Согласен, что показ общества может быть единственно правомерно и полно сделан через семью — первичную ячейку всякого прошлого, настоящего и будущего, я, конечно, прохожу мимо трудов этого пошляка Макаренко. Ничего бы мне так не хотелось, как найти время и силы для работы по разоблачению этого дутого авторитета, который даже побои возводил в педагогический принцип и который каким-то обидным образом оказался во главе «педагогической» школы. Я показал бы внутреннюю фальшь «Флагов на башне» и «Педагогической поэмы» с ее ложной уголовной романтикой. «Педагогическая поэма» — это арьергардное сражение, сползание в лед «перековок» и Беломорканалов (120 писателей — читайте, читайте!). Насчет «времени», когда у детей были «бабушки», — вполне с вами согласен. Помнится, Гельвеции в своем сочинении очень тонко отмечает враждебность поколений и, как следствие этого, дружбу дедов с внучатами и значение дедовского воспитания для внука. Перечтите-ка, в библиотеке, наверное, найдется Гельвеции.
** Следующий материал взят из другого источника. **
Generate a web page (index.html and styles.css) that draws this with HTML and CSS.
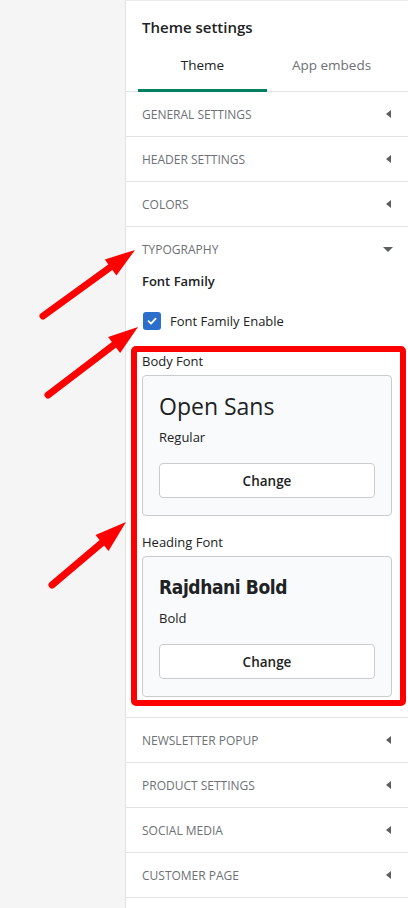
FILE: index.html
```html
<!DOCTYPE html>
<html>
<head>
    <title>Theme settings</title>
    <link rel="stylesheet" href="styles.css">
</head>
<body>
    <div class="page">
        <div class="canvas"></div>

        <aside class="panel">
            <div class="panel-header">
                <h1 class="panel-title">Theme settings</h1>
                <div class="tabs">
                    <div class="tab active">Theme</div>
                    <div class="tab">App embeds</div>
                </div>
            </div>

            <div class="section">
                <div class="section-head"><span>General settings</span><i class="caret"></i></div>
            </div>
            <div class="section">
                <div class="section-head"><span>Header settings</span><i class="caret"></i></div>
            </div>
            <div class="section">
                <div class="section-head"><span>Colors</span><i class="caret"></i></div>
            </div>

            <!-- open section -->
            <div class="section open">
                <div class="section-head"><span>Typography</span><i class="caret down"></i></div>
                <div class="section-body">
                    <div class="field-title">Font Family</div>
                    <label class="checkbox">
                        <span class="box">
                            <svg width="12" height="12" viewBox="0 0 12 12"><path d="M2.5 6.2 L5 8.6 L9.6 3.6" fill="none" stroke="#fff" stroke-width="1.8" stroke-linecap="round" stroke-linejoin="round"/></svg>
                        </span>
                        Font Family Enable
                    </label>

                    <div class="highlight">
                        <div class="font-label">Body Font</div>
                        <div class="font-card">
                            <div class="font-name">Open Sans</div>
                            <div class="font-style">Regular</div>
                            <button class="btn">Change</button>
                        </div>

                        <div class="font-label second">Heading Font</div>
                        <div class="font-card">
                            <div class="font-name heading">Rajdhani Bold</div>
                            <div class="font-style">Bold</div>
                            <button class="btn">Change</button>
                        </div>
                    </div>
                </div>
            </div>

            <div class="section">
                <div class="section-head"><span>Newsletter popup</span><i class="caret"></i></div>
            </div>
            <div class="section">
                <div class="section-head"><span>Product settings</span><i class="caret"></i></div>
            </div>
            <div class="section">
                <div class="section-head"><span>Social media</span><i class="caret"></i></div>
            </div>
            <div class="section">
                <div class="section-head"><span>Customer page</span><i class="caret"></i></div>
            </div>
        </aside>

        <!-- annotation arrows -->
        <svg class="arrows" width="408" height="908" viewBox="0 0 408 908">
            <g stroke="#ff0000" stroke-width="7" stroke-linecap="round" fill="#ff0000">
                <line x1="43" y1="316" x2="112" y2="266"/>
                <line x1="48" y1="395" x2="115" y2="344"/>
                <line x1="52" y1="585" x2="104" y2="541"/>
            </g>
            <g fill="#ff0000">
                <polygon points="135,250 104.8,259.4 116.4,275.6"/>
                <polygon points="138,327 108.1,337.1 120.1,353.1"/>
                <polygon points="126,522 95.5,535 108.5,551"/>
            </g>
        </svg>
    </div>
</body>
</html>
```

FILE: styles.css
```css
body {
    margin: 0;
    font-family: "Open Sans", "Noto Sans", sans-serif;
    color: #202223;
    background-color: #f5f5f5;
}

.page {
    position: relative;
    display: flex;
    width: 408px;
    min-height: 908px;
}

.canvas {
    width: 125px;
    flex-shrink: 0;
}

.panel {
    flex: 1;
    background-color: #fff;
    border-left: 1px solid #e1e3e5;
    border-top: 1px solid #ebebeb;
    min-height: 907px;
}

.panel-header {
    padding-top: 14px;
    border-bottom: 1px solid #e1e3e5;
}

.panel-title {
    margin: 0 0 2px 16px;
    font-size: 15px;
    line-height: 24px;
    font-weight: 600;
}

.tabs {
    display: flex;
    margin: 0 12px;
}

.tab {
    flex: 1;
    height: 48px;
    line-height: 48px;
    text-align: center;
    font-size: 13.5px;
    color: #6d7175;
    border-bottom: 3px solid transparent;
    margin-bottom: -1px;
}

.tab.active {
    color: #202223;
    border-bottom-color: #008060;
}

.section {
    border-bottom: 1px solid #e1e3e5;
}

.section-head {
    display: flex;
    align-items: center;
    justify-content: space-between;
    height: 44px;
    padding: 0 15px 0 16px;
    font-size: 12px;
    text-transform: uppercase;
    color: #6d7175;
}

.caret {
    width: 10px;
    display: flex;
    justify-content: center;
}

.caret::before {
    content: "";
    border-top: 4px solid transparent;
    border-bottom: 4px solid transparent;
    border-right: 5px solid #5c5f62;
}

.caret.down::before {
    border-left: 5px solid transparent;
    border-right: 5px solid transparent;
    border-top: 5px solid #5c5f62;
    border-bottom: 0;
}

.section.open .section-head {
    height: 45px;
}

.section-body {
    padding: 0 16px 11px 16px;
}

.field-title {
    font-size: 13px;
    font-weight: 600;
    line-height: 18px;
}

.checkbox {
    display: flex;
    align-items: center;
    margin-top: 22px;
    font-size: 13px;
    line-height: 18px;
}

.checkbox .box {
    width: 18px;
    height: 18px;
    margin: 0 9px 0 1px;
    border-radius: 3px;
    background-color: #2c6ecb;
    display: flex;
    align-items: center;
    justify-content: center;
}

.highlight {
    margin: 16px -14px 0 -11px;
    padding: 0 8px 3px 5px;
    border: 6px solid #ff0000;
    border-radius: 5px;
}

.font-label {
    font-size: 13px;
    line-height: 18px;
    margin-bottom: 5px;
}

.font-label.second {
    margin-top: 17px;
}

.font-card {
    background-color: #f9fafb;
    border: 1px solid #c9cccf;
    border-radius: 4px;
    padding: 14px 16px 17px 16px;
}

.font-name {
    font-size: 23px;
    line-height: 32px;
    color: #202223;
}

.font-name.heading {
    font-family: "DejaVu Sans Condensed", "DejaVu Sans", sans-serif;
    font-weight: bold;
    font-size: 19px;
    letter-spacing: -0.4px;
}

.font-style {
    font-size: 13px;
    line-height: 18px;
    margin-top: 6px;
}

.btn {
    display: block;
    width: 100%;
    height: 35px;
    margin-top: 17px;
    background-color: #fff;
    border: 1px solid #c9cccf;
    border-radius: 4px;
    font-family: inherit;
    font-size: 13.5px;
    font-weight: 600;
    color: #202223;
}

.arrows {
    position: absolute;
    top: 0;
    left: 0;
    pointer-events: none;
}
```
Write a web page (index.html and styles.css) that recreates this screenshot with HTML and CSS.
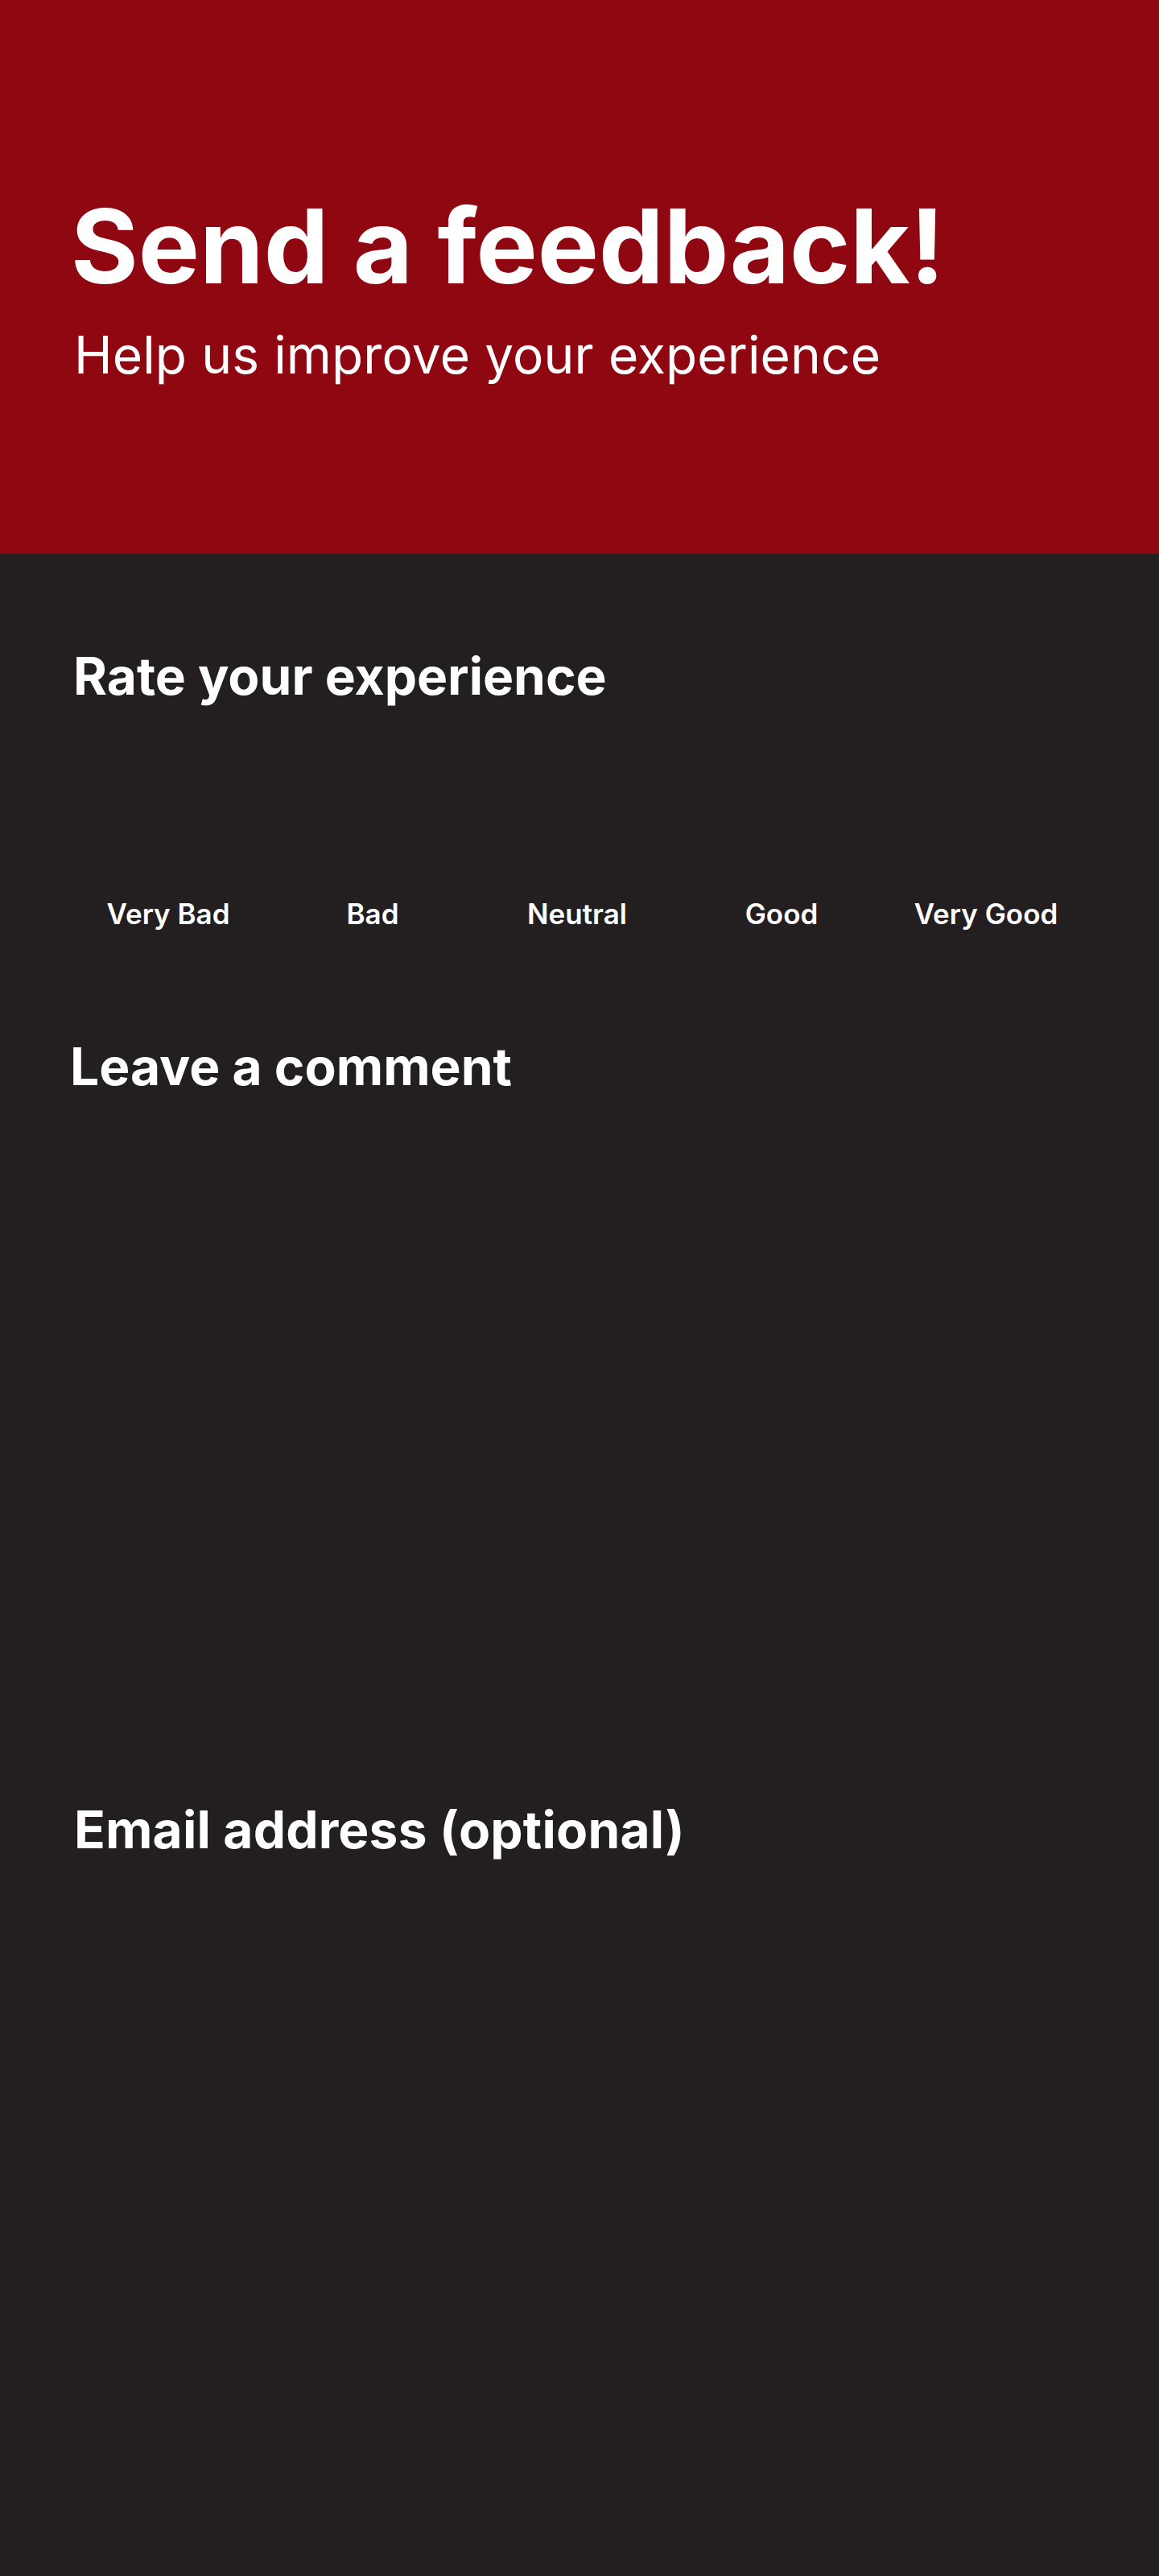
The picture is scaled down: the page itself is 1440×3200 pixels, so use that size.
FILE: index.html
```html
<!DOCTYPE html>
<html lang="en">
<head>
<meta charset="utf-8">
<title>Send a feedback!</title>
<link rel="stylesheet" href="styles.css">
</head>
<body>
<header class="hero">
  <h1 class="hero-title">Send a feedback!</h1>
  <p class="hero-sub">Help us improve your experience</p>
</header>
<main class="content">
  <section class="rate">
    <h2 class="section-title">Rate your experience</h2>
    <div class="rating-row">
      <div class="rating-item"><div class="face"></div><span class="rating-label">Very Bad</span></div>
      <div class="rating-item"><div class="face"></div><span class="rating-label">Bad</span></div>
      <div class="rating-item"><div class="face"></div><span class="rating-label">Neutral</span></div>
      <div class="rating-item"><div class="face"></div><span class="rating-label">Good</span></div>
      <div class="rating-item"><div class="face"></div><span class="rating-label">Very Good</span></div>
    </div>
  </section>
  <section class="comment">
    <h2 class="section-title comment-title">Leave a comment</h2>
    <div class="comment-box"></div>
  </section>
  <section class="email">
    <h2 class="section-title email-title">Email address (optional)</h2>
    <div class="email-box"></div>
  </section>
</main>
</body>
</html>
```
FILE: styles.css
```css
html, body {
  margin: 0;
  padding: 0;
  background: #231f20;
}
body {
  font-family: Inter, "Noto Sans", "Liberation Sans", sans-serif;
  color: #ffffff;
  min-height: 3200px;
}
.hero {
  background: #8f0710;
  height: 688px;
  box-sizing: border-box;
  padding: 229px 0 0 88px;
}
.hero-title {
  margin: 0;
  font-size: 128px;
  font-weight: 700;
  line-height: 1.2;
}
.hero-sub {
  margin: 20px 0 0 4px;
  font-size: 64px;
  font-weight: 400;
  line-height: 1.2;
  letter-spacing: 0.13px;
}
.content {
  padding-top: 114px;
}
.section-title {
  margin: 0;
  font-size: 64px;
  font-weight: 700;
  line-height: 1.2;
  padding-left: 91px;
}
.rating-row {
  display: grid;
  grid-template-columns: repeat(5, 254px);
  margin-left: 82px;
  margin-top: 0;
}
.rating-item {
  display: flex;
  flex-direction: column;
  align-items: center;
}
.face {
  height: 235px;
}
.rating-label {
  font-size: 35px;
  font-weight: 600;
  line-height: 1.2;
}
.comment {
  margin-top: 131px;
}
.comment-title {
  padding-left: 87px;
}
.comment-box {
  height: 871px;
}
.email-title {
  padding-left: 92px;
  letter-spacing: 0.17px;
}
.email-box {
  height: 800px;
}
```
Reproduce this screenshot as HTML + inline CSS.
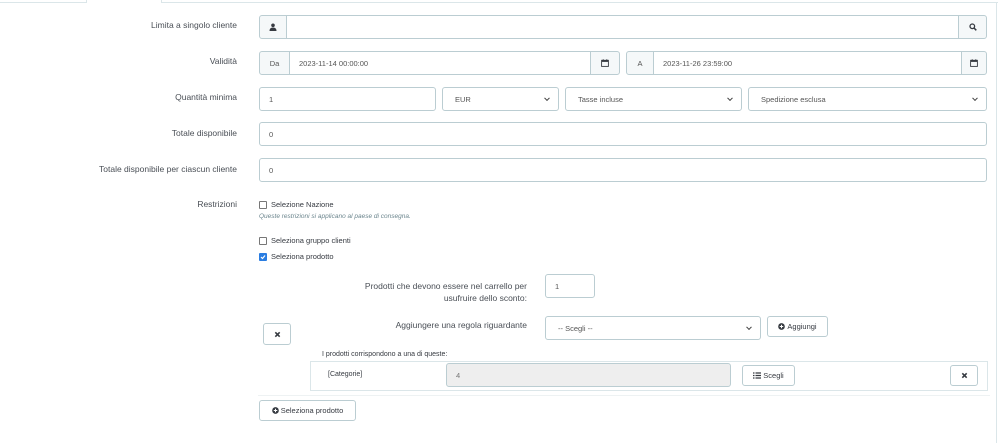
<!DOCTYPE html>
<html><head><meta charset="utf-8"><style>
*{box-sizing:border-box;margin:0;padding:0}
body{width:1000px;height:443px;background:#fff;font-family:"Liberation Sans",sans-serif;font-size:8px;color:#363a41;position:relative;overflow:hidden}
.a{position:absolute}
.lbl{position:absolute;text-align:right;font-size:8.5px;color:#4a4f56}
.in{position:absolute;border:1px solid #bbcdd2;border-radius:3px;background:#fff;font-size:7.5px;color:#555;padding-left:9px;display:flex;align-items:center}
.ad{position:absolute;background:#f5f8f9;border:1px solid #bbcdd2;display:flex;align-items:center;justify-content:center;font-size:7.5px;color:#555}
.sel::after{content:"";position:absolute;right:9px;top:50%;width:3px;height:3px;border-right:1.2px solid #444;border-bottom:1.2px solid #444;transform:translateY(-70%) rotate(45deg)}
.btn{position:absolute;border:1px solid #bbcdd2;border-radius:3px;background:#fff;display:flex;align-items:center;justify-content:center;font-size:7.5px;color:#363a41}
.cb{position:absolute;width:8px;height:8px;border:1px solid #777;border-radius:1px;background:#fff}
.ct{position:absolute;font-size:7.5px;color:#363a41}
</style></head><body>
<div class="a" style="left:0;top:2px;width:86px;height:1px;background:#dbe6e9"></div>
<div class="a" style="left:86px;top:0;width:1px;height:3px;background:#dbe6e9"></div>
<div class="a" style="left:161px;top:0;width:1px;height:3px;background:#dbe6e9"></div>
<div class="a" style="left:161px;top:2px;width:837px;height:1px;background:#dbe6e9"></div>
<div class="a" style="left:996px;top:2px;width:1px;height:441px;background:#dbe6e9"></div>

<svg width="0" height="0" style="position:absolute"><defs>
<symbol id="cal" viewBox="0 0 8 8"><rect x="0.6" y="1.3" width="6.8" height="6.1" fill="none" stroke="#363a41" stroke-width="0.9"/><rect x="0.6" y="1.3" width="6.8" height="1.6" fill="#363a41"/><path d="M2.2 0.3V2M5.8 0.3V2" stroke="#363a41" stroke-width="0.9"/></symbol>
<symbol id="pc" viewBox="0 0 8 8"><circle cx="4" cy="4" r="3.8" fill="#363a41"/><path d="M4 2V6M2 4H6" stroke="#fff" stroke-width="1.2"/></symbol>
<symbol id="xx" viewBox="0 0 8 8"><path d="M1.5 1.5L6.5 6.5M6.5 1.5L1.5 6.5" stroke="#363a41" stroke-width="1.8"/></symbol>
</defs></svg>

<div class="lbl" style="right:763px;top:20px">Limita a singolo cliente</div>
<div class="ad" style="left:259px;top:15px;width:28px;height:24px;border-radius:3px 0 0 3px"><svg width="8" height="8" viewBox="0 0 8 8"><circle cx="4" cy="2.3" r="1.8" fill="#363a41"/><path d="M0.5 8 Q0.5 4.5 4 4.5 Q7.5 4.5 7.5 8Z" fill="#363a41"/></svg></div>
<div class="in" style="left:286px;top:15px;width:673px;height:24px;border-radius:0"></div>
<div class="ad" style="left:958px;top:15px;width:29px;height:24px;border-radius:0 3px 3px 0"><svg width="8" height="8" viewBox="0 0 8 8"><circle cx="3.3" cy="3.3" r="2.3" fill="none" stroke="#363a41" stroke-width="1.3"/><path d="M5 5L7.3 7.3" stroke="#363a41" stroke-width="1.5"/></svg></div>

<div class="lbl" style="right:763px;top:56px">Validità</div>
<div class="ad" style="left:259px;top:51px;width:31px;height:24px;border-radius:3px 0 0 3px">Da</div>
<div class="in" style="left:289px;top:51px;width:302px;height:24px;border-radius:0">2023-11-14 00:00:00</div>
<div class="ad" style="left:590px;top:51px;width:30px;height:24px;border-radius:0 3px 3px 0"><svg width="8" height="8"><use href="#cal"/></svg></div>
<div class="ad" style="left:626px;top:51px;width:28px;height:24px;border-radius:3px 0 0 3px">A</div>
<div class="in" style="left:653px;top:51px;width:309px;height:24px;border-radius:0">2023-11-26 23:59:00</div>
<div class="ad" style="left:961px;top:51px;width:26px;height:24px;border-radius:0 3px 3px 0"><svg width="8" height="8"><use href="#cal"/></svg></div>

<div class="lbl" style="right:763px;top:92px">Quantità minima</div>
<div class="in" style="left:259px;top:87px;width:177px;height:24px">1</div>
<div class="in sel" style="left:442px;top:87px;width:117px;height:24px;padding-left:12px">EUR</div>
<div class="in sel" style="left:565px;top:87px;width:177px;height:24px;padding-left:12px">Tasse incluse</div>
<div class="in sel" style="left:748px;top:87px;width:239px;height:24px;padding-left:12px">Spedizione esclusa</div>

<div class="lbl" style="right:763px;top:128px">Totale disponibile</div>
<div class="in" style="left:259px;top:122px;width:728px;height:24px">0</div>
<div class="lbl" style="right:763px;top:164px">Totale disponibile per ciascun cliente</div>
<div class="in" style="left:259px;top:158px;width:728px;height:24px">0</div>

<div class="lbl" style="right:763px;top:199px">Restrizioni</div>
<div class="cb" style="left:259px;top:201px"></div><div class="ct" style="left:271px;top:200px">Selezione Nazione</div>
<div class="ct" style="left:259px;top:213px;font-style:italic;color:#6c868e;font-size:6.5px">Queste restrizioni si applicano al paese di consegna.</div>
<div class="cb" style="left:259px;top:237px"></div><div class="ct" style="left:271px;top:236px">Seleziona gruppo clienti</div>
<div class="cb" style="left:259px;top:253px;background:#2a7de1;border-color:#2a7de1"><svg width="6" height="6" viewBox="0 0 6 6" style="position:absolute;left:0;top:0"><path d="M1 3L2.5 4.5L5 1.5" stroke="#fff" stroke-width="1.2" fill="none"/></svg></div><div class="ct" style="left:271px;top:252px">Seleziona prodotto</div>

<div class="lbl" style="right:473px;top:280px;line-height:12px">Prodotti che devono essere nel carrello per<br>usufruire dello sconto:</div>
<div class="in" style="left:545px;top:274px;width:50px;height:24px">1</div>
<div class="lbl" style="right:473px;top:320px">Aggiungere una regola riguardante</div>
<div class="in sel" style="left:545px;top:316px;width:216px;height:24px;padding-left:12px">-- Scegli --</div>
<div class="btn" style="left:767px;top:316px;width:61px;height:21px"><svg width="7" height="7"><use href="#pc"/></svg><span style="margin-left:2px">Aggiungi</span></div>
<div class="btn" style="left:263px;top:323px;width:28px;height:22px"><svg width="7" height="7"><use href="#xx"/></svg></div>

<div class="ct" style="left:322px;top:351px;font-size:7px">I prodotti corrispondono a una di queste:</div>
<div class="a" style="left:310px;top:361px;width:678px;height:30px;border:1px solid #dbe6e9"></div>
<div class="ct" style="left:328px;top:371px;font-size:7px">[Categorie]</div>
<div class="in" style="left:446px;top:363px;width:285px;height:24px;background:#eee;color:#777">4</div>
<div class="btn" style="left:742px;top:365px;width:53px;height:21px"><svg width="8" height="7" viewBox="0 0 8 7"><path d="M0 1H1.5M2.5 1H8M0 3.5H1.5M2.5 3.5H8M0 6H1.5M2.5 6H8" stroke="#363a41" stroke-width="1.2"/></svg><span style="margin-left:2px">Scegli</span></div>
<div class="btn" style="left:950px;top:365px;width:28px;height:21px"><svg width="7" height="7"><use href="#xx"/></svg></div>
<div class="a" style="left:258px;top:395px;width:732px;height:1px;background:#eef2f3"></div>
<div class="btn" style="left:259px;top:400px;width:97px;height:21px"><svg width="7" height="7"><use href="#pc"/></svg><span style="margin-left:2px">Seleziona prodotto</span></div>
</body></html>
Еще о семьях. Одной из любимых, выношенных тем моих была тема колымской семьи с ее благословенными браками «на рогожке», с ее наивной и трогательной ложью мужа и жены (в лагере), диктуемой страстным желанием придать этим отношениям какой-то доподлинный вид, лгать и заставлять себя верить, писать на старую семью и создавать новую, — благость взаимных прошений, новая жизнь в новом мире, означаемая старыми привычными словами, — и все это отнюдь не профанирование любви — брака, а полноценная, пусть уродливая, как карликовая береза, но любовь. Это бездна энергии, которая тратится для личной встречи. Эта торопливость в «реализации» знакомства. Это crescendo развития романа — и светлое, горящее настоящим огнем, настоящей честностью и долгом все великолепие отношений (хотя бы, как у Португалова и Дарьи, роман, перед которым ей-ей бледнеет все, о чем читалось), и много, много не уложить в письмо.
Здесь — книга, и, если Бог даст силы и время, я напишу ее. Но я измучен, измучен дурацкой работой, отсутствием всякой Душевной поддержки во всех моих начинаниях и мечтах, когда нужно проверить слово, идею, сюжет и не с кем. Я думал, неужели я такая бездарность, что не могу заставить людей выслушать себя. Мне есть, о чем сказать, и, кажется, я знаю, как это сказать. Печататься? Это вопрос не первый для меня. Мне даже с Севера писали: «Почему вы не попробуете печатать свои стихи, раз они хорошие». Пастернак показывал их многим своим знакомым и после передачи по моему адресу комплиментов утешал меня: «Ваши стихи будут печататься тогда, когда я буду свободно печататься». И он тоже не понял, что мне не это важно. Нет, не так. Мне важно, очень важно отдать на растерзание все написанное, очень важно. Но все же — не главное. А главное, мне хотелось бы выговориться на бумаге. А времени нет, нет ни на что. Переводчики обещают учить меня языкам, художники — ввести в дома людей живописи, — десятки приглашений, которыми я не могу, не имею времени воспользоваться, потому что я получаю какие-то гайки на складе. Известная замкнутость и необщительность, отличавшие меня и в юношеские годы, не могли не усилиться за 17 лагерных лет — я ведь еще в Соловецких лагерях бывал.